The painting, oil on poplar, was executed in 1700 by Johann Georg Schmidtner and is cast in the typical Baroque style with its dramatic flair and didactic effect. Our Lady is flanked by two angels. She is untying knots from a long marriage ribbon which, in the seventeenth century, represented the marital union. It has also come to symbolize the knots that are part of any marriage. At the same time, she presses her foot crushing the head of a coiled (or knotted) serpent. The painting is located in St. Peter’s Church in Augsburg.

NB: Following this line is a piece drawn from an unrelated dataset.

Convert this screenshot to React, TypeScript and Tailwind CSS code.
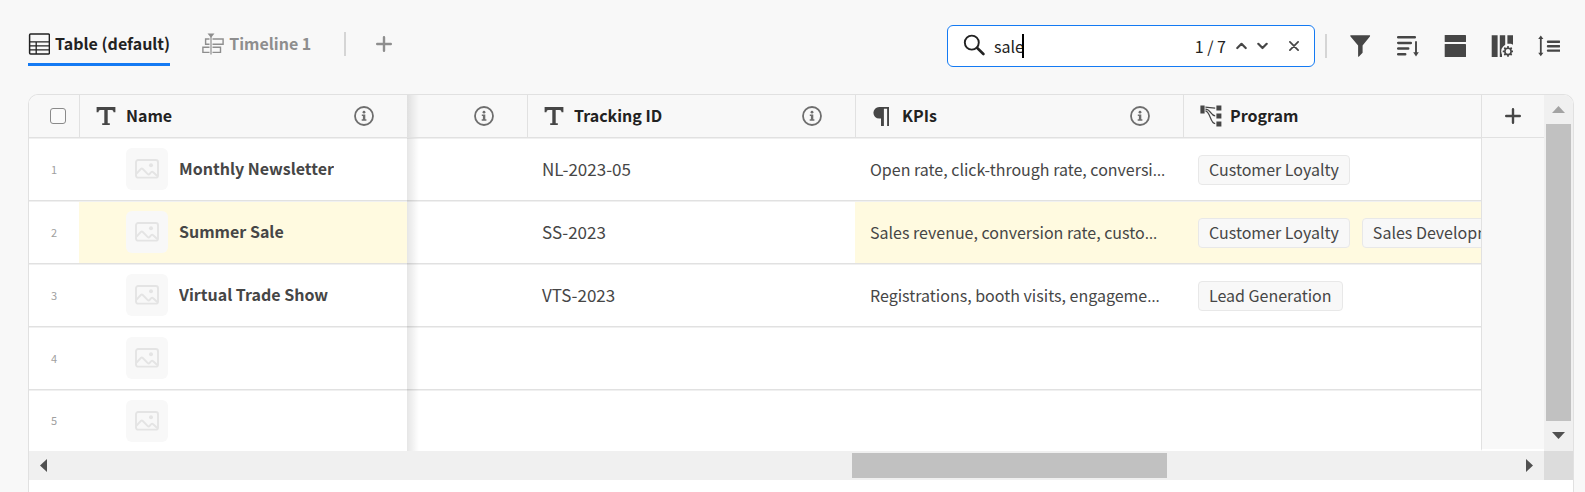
import { useState, type ReactNode } from "react";

type Row = { name: string; tracking: string; kpis: string; programs: string[]; nameHit?: boolean; kpiHit?: boolean };

const rows: Row[] = [
  { name: "Monthly Newsletter", tracking: "NL-2023-05", kpis: "Open rate, click-through rate, conversi", programs: ["Customer Loyalty"] },
  {
    name: "Summer Sale",
    tracking: "SS-2023",
    kpis: "Sales revenue, conversion rate, custo",
    programs: ["Customer Loyalty", "Sales Development"],
    nameHit: true,
    kpiHit: true,
  },
  { name: "Virtual Trade Show", tracking: "VTS-2023", kpis: "Registrations, booth visits, engageme", programs: ["Lead Generation"] },
  { name: "", tracking: "", kpis: "", programs: [] },
  { name: "", tracking: "", kpis: "", programs: [] },
];

function TableIcon() {
  return (
    <svg width="22" height="22" viewBox="0 0 22 22" fill="none" stroke="#222" aria-hidden="true">
      <rect x="1.6" y="1" width="19.800" height="20" rx="1" strokeWidth="1.5" />
      <path d="M1.600 8.800h20M1.600 12.800h20M1.600 16.800h20M8.200 9v12" strokeWidth="1.300" />
    </svg>
  );
}

function TimelineIcon() {
  return (
    <svg width="22" height="22" viewBox="0 0 22 22" fill="none" stroke="#8e8e8e" aria-hidden="true">
      <path d="M5.5 .5h7L9 4.8z" fill="#8e8e8e" stroke="none" />
      <path d="M9 3v18.5" strokeWidth="1.2" />
      <path d="M7.500 6H3.600v5.200h3.900M10.500 6h10.600v5.200H10.500M7.500 14.200H.900v5.200h6.600M10.500 14.200h8v5.200h-8" strokeWidth="1.400" />
    </svg>
  );
}

function PlusIcon() {
  return (
    <svg width="16" height="16" viewBox="0 0 16 16" fill="none" stroke="currentColor" strokeWidth="2.4" strokeLinecap="round" aria-hidden="true">
      <path d="M8 1.2v13.6M1.2 8h13.6" />
    </svg>
  );
}

function SearchIcon() {
  return (
    <svg width="22" height="22" viewBox="0 0 22 22" fill="none" stroke="#222" aria-hidden="true">
      <circle cx="8.8" cy="8.6" r="7" strokeWidth="1.9" />
      <path d="M14 13.8l6.400 6.200" strokeWidth="2.600" strokeLinecap="round" />
    </svg>
  );
}

function InfoIcon() {
  return (
    <svg width="20" height="20" viewBox="0 0 20 20" fill="#6e6e6e" aria-hidden="true">
      <circle cx="10" cy="10" r="9" fill="none" stroke="#6e6e6e" strokeWidth="1.8" />
      <circle cx="10" cy="6.2" r="1.4" />
      <path d="M7.800 8.400h3.500v4.900h1.100v1.500H7.700v-1.500h1.200V9.900H7.800z" />
    </svg>
  );
}

function TextIcon() {
  return (
    <svg width="20" height="20" viewBox="0 0 20 20" fill="#464646" aria-hidden="true">
      <path d="M.6 1h18.8v5.2h-1.9c-.1-1.5-.6-2.2-2-2.2h-3.8v13.2h2.100V19H6.200v-1.800h2.100V4H4.500c-1.400 0-1.900.7-2 2.200H.6z" />
    </svg>
  );
}

function ParagraphIcon() {
  return (
    <svg width="20" height="20" viewBox="0 0 20 20" fill="#464646" aria-hidden="true">
      <path d="M7.200 1H17v19h-1.900V2.800h-3.200V20H9v-7.400H7.200a5.800 5.800 0 0 1 0-11.600z" />
    </svg>
  );
}

function ConnectionIcon() {
  return (
    <svg width="22" height="22" viewBox="0 0 22 22" fill="#464646" aria-hidden="true">
      <path d="M.4.6h4.200v8H.4zM16.400.6h5v5h-5zM16.400 8.600h5v5h-5zM16.400 16.400h5v5h-5z" />
      <path d="M5.400 2.200c4 0 5 .900 9.800.900M5.400 4.100c5.600 0 5 6.800 9.800 6.800M5.400 5.800c5.200.600 4.500 12.800 9.800 12.800" fill="none" stroke="#464646" strokeWidth="1.200" />
    </svg>
  );
}

function FilterIcon() {
  return (
    <svg width="22" height="22" viewBox="0 0 22 22" fill="#464646" aria-hidden="true">
      <path d="M.900.300h18.600c.600 0 .800.600.400 1.100L12.600 10.600v7.200L9 21.600c-.400.400-.900.200-.900-.400V10.600L.500 1.400C.100.900.300.300.900.300z" />
    </svg>
  );
}

function SortIcon() {
  return (
    <svg width="22" height="22" viewBox="0 0 22 22" fill="none" stroke="#464646" aria-hidden="true">
      <path d="M1.200 2.200h16.600M1.200 7.900h12.600M1.200 13.600h10M1.200 19.200h7" strokeWidth="2.500" strokeLinecap="round" />
      <path d="M19 7v11.500" strokeWidth="1.900" strokeLinecap="round" />
      <path d="M16.200 17.200h5.600L19 21.500z" fill="#464646" stroke="none" />
    </svg>
  );
}

function GroupIcon() {
  return (
    <svg width="22" height="22" viewBox="0 0 22 22" fill="#464646" aria-hidden="true">
      <rect x=".700" y="0" width="21.300" height="7" rx=".600" />
      <rect x=".700" y="9" width="21.300" height="13" rx=".600" />
    </svg>
  );
}

const teeth = [0, 45, 90, 135, 180, 225, 270, 315];

function ColumnsIcon() {
  return (
    <svg width="22" height="22" viewBox="0 0 22 22" fill="#464646" aria-hidden="true">
      <path d="M.700.300h5.900V22H.700zM8.800.300h5.400v9.400l-3.200 4V22H8.800zM16.400.300H22v9.400l-2-1h-3.600z" />
      <circle cx="17" cy="16.400" r="6.800" fill="#f8f8f8" />
      <circle cx="17" cy="16.400" r="3.100" fill="none" stroke="#464646" strokeWidth="1.600" />
      {teeth.map((a) => (
        <rect key={a} x="16.100" y="11.100" width="1.800" height="2.200" rx=".500" transform={`rotate(${a} 17 16.400)`} />
      ))}
    </svg>
  );
}

function RowHeightIcon() {
  return (
    <svg width="22" height="22" viewBox="0 0 22 22" fill="#464646" aria-hidden="true">
      <path d="M2.800 .500L5.400 4H.200zM2.800 21.300L.200 17.800h5.200z" />
      <path d="M2.800 3v16" fill="none" stroke="#464646" strokeWidth="1.800" />
      <path d="M10 6.700h11.300M10 11.200h11.300M10 15.600h11.300" fill="none" stroke="#464646" strokeWidth="2.400" strokeLinecap="round" />
    </svg>
  );
}

function PictureIcon() {
  return (
    <svg width="24" height="20" viewBox="0 0 24 20" fill="none" stroke="#e4e4e4" strokeWidth="1.900" aria-hidden="true">
      <rect x="1" y="1" width="22" height="17.600" rx="2.200" />
      <path d="M1.500 14.600l4.300-4.600q1-1 2 0l5 5.200q.700.700 1.500 0l1.900-2q1-1 2 0l4 3.800" />
      <circle cx="16" cy="6.200" r="2" fill="#e4e4e4" stroke="none" />
    </svg>
  );
}

const arrowPaths = {
  up: "M0 10l6.500-7 6.500 7z",
  down: "M0 2l6.500 7 6.500-7z",
  left: "M10 0l-7 6.500 7 6.500z",
  right: "M3 0l7 6.500-7 6.500z",
};

function Arrow({ dir, muted }: { dir: keyof typeof arrowPaths; muted?: boolean }) {
  return (
    <svg width="13" height="13" viewBox="0 0 13 13" fill={muted ? "#a3a3a3" : "#505050"} aria-hidden="true">
      <path d={arrowPaths[dir]} />
    </svg>
  );
}

function PinShadow({ last }: { last?: boolean }) {
  return (
    <span
      className={`absolute left-full top-0 w-3 bg-linear-to-r from-black/10 to-transparent ${last ? "bottom-0" : "-bottom-px"}`}
    />
  );
}

function HeaderCell({ icon, label, info, pinned, first }: { icon?: ReactNode; label?: string; info?: boolean; pinned?: boolean; first?: boolean }) {
  return (
    <th scope="col" className={`relative border-b border-[#e1e1e1] p-0 text-left font-bold ${first ? "" : "border-l"}`}>
      <div className="flex h-[42px] items-center pl-4 pr-[33px]">
        <span className="flex w-[30px] shrink-0 items-center">{icon}</span>
        <span className="truncate pb-0.5 leading-6">{label}</span>
        {info && (
          <button type="button" aria-label={`About ${label || "column"}`} className="ml-auto shrink-0">
            <InfoIcon />
          </button>
        )}
      </div>
      {pinned && <PinShadow />}
    </th>
  );
}

function Tag({ children }: { children: ReactNode }) {
  return (
    <span className="flex h-[30px] shrink-0 items-center whitespace-nowrap rounded border border-[#e8e8e8] bg-[#f8f8f8] px-2.5 pb-0.5 leading-6">
      {children}
    </span>
  );
}

function DataRow({ row, index, last }: { row: Row; index: number; last: boolean }) {
  const line = last ? "shadow-[inset_0_1px_0_#f0f0f0]" : "border-b border-[#e1e1e1] shadow-[inset_0_1px_0_#f0f0f0]";
  return (
    <tr className={last ? "h-[61px]" : "h-[63px]"}>
      <td className={`p-0 text-center text-[11px] text-[#a0a0a0] ${line}`}>{index}</td>
      <td className={`relative p-0 ${line} ${row.nameHit ? "bg-[#fffae0]" : ""}`}>
        <div className="flex items-center gap-[11px] pl-[47px]">
          <span className="flex size-[42px] shrink-0 items-center justify-center rounded-md bg-[#f8f8f8]">
            <PictureIcon />
          </span>
          <span className="truncate pb-0.5 font-bold leading-6">{row.name}</span>
        </div>
        <PinShadow last={last} />
      </td>
      <td className={`p-0 ${line}`} />
      <td className={`truncate py-0 pl-[15px] pr-4 text-[17px] leading-6 ${line}`}>{row.tracking}</td>
      <td className={`overflow-hidden whitespace-nowrap py-0 pl-[15px] pr-0 leading-6 ${line} ${row.kpiHit ? "bg-[#fffae0]" : ""}`}>
        {row.kpis}
        {row.kpis && <span className="font-['Open_Sans',sans-serif]">…</span>}
      </td>
      <td className={`overflow-hidden pb-0 pl-[15px] pr-0 pt-0.5 ${line} ${row.kpiHit ? "bg-[#fffae0]" : ""}`}>
        <div className="flex gap-3">
          {row.programs.map((p) => (
            <Tag key={p}>{p}</Tag>
          ))}
        </div>
      </td>
      <td className={`border-l border-[#e1e1e1] bg-[#f8f8f8] p-0 ${last ? "border-b-2 border-b-white" : ""}`} />
    </tr>
  );
}

export default function App() {
  const [query, setQuery] = useState("sale");
  return (
    <div className="flex min-h-screen flex-col bg-[#f8f8f8] pl-7 pr-[11px] font-['Noto_Sans_CJK_SC',sans-serif] text-base text-[#464646]">
      <header className="flex items-start justify-between pb-[27px] pr-3.5 pt-[25px]">
        <nav className="flex items-start font-bold">
          <button type="button" className="border-b-3 border-[#147af3] text-[#222]">
            <span className="flex h-[38px] items-center gap-[5px] leading-6">
              <TableIcon />
              <span className="pb-0.5">Table (default)</span>
            </span>
          </button>
          <button type="button" className="ml-8 flex h-[38px] items-center gap-[5px] leading-6 text-[#8e8e8e]">
            <TimelineIcon />
            <span className="pb-0.5">Timeline 1</span>
          </button>
          <div className="ml-[33px] flex h-[38px] items-center gap-[30px] text-[#8e8e8e]">
            <span className="h-6 w-0.5 bg-[#d5d5d5]" />
            <button type="button" aria-label="Add view">
              <PlusIcon />
            </button>
          </div>
        </nav>
        <div className="flex items-center">
          <div className="flex h-[42px] w-[368px] items-center rounded-md border border-[#147af3] bg-white px-[15px] text-[#222]">
            <span className="-mt-0.5 shrink-0">
              <SearchIcon />
            </span>
            <div className="relative ml-2 min-w-0 flex-1">
              <input
                type="text"
                aria-label="Search"
                value={query}
                onChange={(e) => setQuery(e.target.value)}
                className="block w-full bg-transparent pl-px leading-6 caret-transparent outline-none"
              />
              <span className="absolute left-[29px] top-0 h-6 w-0.5 bg-black" />
            </div>
            <span className="leading-6">1 / 7</span>
            <button type="button" aria-label="Previous match" className="ml-2.5">
              <svg width="11" height="8" viewBox="0 0 11 8" fill="none" stroke="#464646" strokeWidth="2.200" strokeLinecap="round" strokeLinejoin="round">
                <path d="M1.300 6l4.200-4.200L9.700 6" />
              </svg>
            </button>
            <button type="button" aria-label="Next match" className="ml-2.5">
              <svg width="11" height="8" viewBox="0 0 11 8" fill="none" stroke="#464646" strokeWidth="2.200" strokeLinecap="round" strokeLinejoin="round">
                <path d="M1.300 1.800L5.500 6l4.200-4.200" />
              </svg>
            </button>
            <button type="button" aria-label="Clear search" className="ml-[21px]">
              <svg width="10" height="10" viewBox="0 0 10 10" fill="none" stroke="#464646" strokeWidth="1.700" strokeLinecap="round">
                <path d="M.900.900l8.200 8.200M9.100.900L.900 9.100" />
              </svg>
            </button>
          </div>
          <span className="ml-2.5 mr-[23px] h-6 w-0.5 bg-[#d5d5d5]" />
          <div className="flex items-center gap-[25px]">
            <button type="button" aria-label="Filter"><FilterIcon /></button>
            <button type="button" aria-label="Sort"><SortIcon /></button>
            <button type="button" aria-label="Group"><GroupIcon /></button>
            <button type="button" aria-label="Columns"><ColumnsIcon /></button>
            <button type="button" aria-label="Row height"><RowHeightIcon /></button>
          </div>
        </div>
      </header>

      <main className="flex-1 overflow-hidden rounded-t-[10px] border border-b-0 border-[#e1e1e1] bg-white">
        <div className="flex">
          <div className="min-w-0 flex-1">
            <table className="w-full table-fixed border-separate border-spacing-0">
              <colgroup>
                <col className="w-[50px]" />
                <col className="w-[328px]" />
                <col className="w-[120px]" />
                <col className="w-[328px]" />
                <col className="w-[328px]" />
                <col />
                <col className="w-[63px]" />
              </colgroup>
              <thead className="bg-[#f8f8f8] text-[#222]">
                <tr>
                  <th scope="col" className="border-b border-[#e1e1e1] p-0">
                    <input
                      type="checkbox"
                      aria-label="Select all rows"
                      className="ml-[21px] block size-4 appearance-none rounded-[3px] border border-[#8a8a8a] bg-[#fafafa]"
                    />
                  </th>
                  <HeaderCell icon={<TextIcon />} label="Name" info pinned />
                  <HeaderCell info first />
                  <HeaderCell icon={<TextIcon />} label="Tracking ID" info />
                  <HeaderCell icon={<ParagraphIcon />} label="KPIs" info />
                  <HeaderCell icon={<ConnectionIcon />} label="Program" />
                  <th scope="col" className="border-b border-l border-[#e1e1e1] p-0">
                    <button type="button" aria-label="Add column" className="mx-auto block text-[#464646]">
                      <PlusIcon />
                    </button>
                  </th>
                </tr>
              </thead>
              <tbody>
                {rows.map((row, i) => (
                  <DataRow key={i} row={row} index={i + 1} last={i === rows.length - 1} />
                ))}
              </tbody>
            </table>
          </div>
          <div className="flex w-[29px] flex-col items-center bg-[#f0f0f0]">
            <span className="flex h-[29px] items-center">
              <Arrow dir="up" muted />
            </span>
            <span className="w-[25px] flex-1 bg-[#c1c1c1]" />
            <span className="flex h-[30px] items-center">
              <Arrow dir="down" />
            </span>
          </div>
        </div>
        <div className="flex h-[29px] bg-[#f0f0f0]">
          <span className="flex w-[29px] items-center justify-center">
            <Arrow dir="left" />
          </span>
          <span className="flex flex-1 items-center">
            <span className="grow-[794]" />
            <span className="h-[25px] w-[315px] bg-[#c1c1c1]" />
            <span className="grow-[348]" />
          </span>
          <span className="flex w-[29px] items-center justify-center">
            <Arrow dir="right" />
          </span>
          <span className="w-[29px] bg-[#dcdcdc]" />
        </div>
      </main>
    </div>
  );
}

Pope Francis and Our Lady, Untier of Knots
Our Lady’s ingenuity and her practical streak are captured in the title dear to the heart of Pope Francis. He has cultivated a special devotion to Our Lady depicted as the one who unties knots. While a graduate student in Germany, he was inspired by a Bavarian painting entitled, “Holy Mother, Our Lady, Untier of Knots.” When he returned to Argentina with a copy of that image on a postcard, he had an icon struck with this same title. He seems intent on following Our Lady’s example by untying knots within the Church and in the wider community of nations.
Today, devotion to Our Lady under this title is growing by leaps and bounds. It can touch those beset by sudden illness, sudden financial trouble, sudden ‘anything.’ Devotion to Our Lady under this title is especially popular among married people, given her active role at the wedding at Cana.
There are countless visuals depicting the wedding at Cana but none more telling than that of Giotto, the fourteenth-century Florentine painter. The fresco of Cana is the eighth of twenty-four in the life of Christ painted on the walls of the Scrovegni Chapel in Padua. The unusual fresco shows Mary with her hand raised in blessing as her son performs the miracle that she has initiated. The feast day of Mary, “untier of knots,” falls on September 28th.